For anyone who comes across this who hasn't got to this point under they age of fifty, it's only a choice, heart not head, just a choice, there all the time, be your convictions, all it is, just a choice, oh and you're being as stupidly blind as I've been.

For those that have, yes I'm a slow learner.

REACTIONSAscending | Descending

davo
Saturday, 01 August 2009
dug, you have described my experiences exactly.....and by the by, i am now just under two months to that milestone myself and have noticed myself settling into some sort of self comfort
duggydegnin
Sunday, 02 August 2009
Thanks for the Identification Dave. Something has definately shifted, you know 'some sort of self comfort' is a blindin' way of describing it!
Guy Neal Williams
Friday, 07 August 2009
DAVO'S moving to fucking England? In only two months? What can you say about a man who'd move from lousy weather to lousier weather?

I'm 56. I think. No, I'm 55 -- but Mister Doctor Professor Math God has trouble recollecting what year he was born; 1953, he suspects.

"..heart not head.." would be how I'd see the blood in what our Duggy wrote. Thanks to you both.
Friday, 07 August 2009
"Why do I abhor parties? For me it feels like a waste of my time, like reading fiction. "

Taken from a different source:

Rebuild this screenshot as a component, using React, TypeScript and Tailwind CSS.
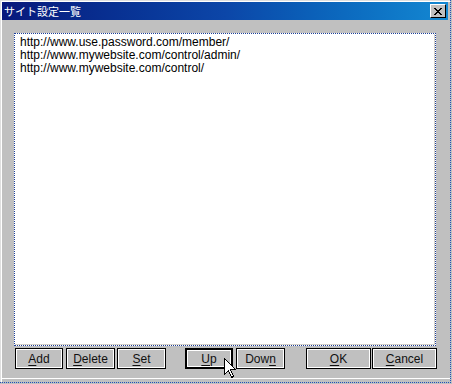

Reading fiction a waste of time? Parties? That's as far as I read before I questioned whether reading this piece was a waste of time.
duggydegnin
Friday, 07 August 2009
I did say "For me" I never expect anyone to agree with what I write, however thanks for the comment.
Friday, 07 August 2009
I realize you were just writing about your feelings. But that's just it--once one starts to question "what is a waste of time?" well, what isn't? Reading people's personal thoughts on Brink? Why does that beat meeting people in person? If it's better for you, that's fine for you.

Fiction is art. If you don't like it, fine. But if it's a waste of time, then one might question whether painting or music is a waste of time. Or film--do you think watching a ficitonal narrative film is a waste of time? If not, why is that better than reading fiction?

duggydegnin
Friday, 07 August 2009
Isn't it personal choice, I mean life is a choice isn't it? Whether I read The Beano or The Art of War is my choice and I agree whole heartedly with you that fiction is art, music, painting, film is art along with a multitude of other outputs, some I enjoy others I don't. I most definately am not trying to put any idea in anyone elses head that fiction is a waste of time, my god, Joyce, Green, Behan, Bukowski, Thompson are pure genius. What I am saying here that most parties I attend, especially in Brighton UK are full of people playing a fictional role in that environment rather than being themselves. Further, in my personal journey in this awesome roller coaster of life I am in constant search of truth, therefore I enjoy non fiction rather than fiction. Personal choice
Q
Q
Tuesday, 13 October 2009
Ha. Glad I'm not alone. I tend to dislike parties because they tend to swarm about a pool of liquor, drugs or both and I don't like being around drunk people or high people. I sometimes find myself at parties and I don't necessarily have a bad time every time, so I don't really classify it as a waste of time per say. Just not my ideal use of time, which I couldn't define if I had to.

As for what's a waste of time, I think work is. That's just me and naturally it depends on what you do or what you want to do. In your case, you don't want to read fiction so your statement is valid. That should be enough.

Problem with the statement "waste of time" is it suggests there's a better use of time. Use of time depends on the user of the time. If someone wanted to avoid wasting time, they might need to do something that could be considered constructive, which may take time to evaluate. I could try to build a shed, but that might be considered a waste of time since I don't know what I'm doing and may never finish the job. Of course, my goal may not have been to finish the job, but rather to just try. Was it a waste of time then? I'd have to do it to answer the question.

I have no real point to this comment. Maybe posting it was a waste of time.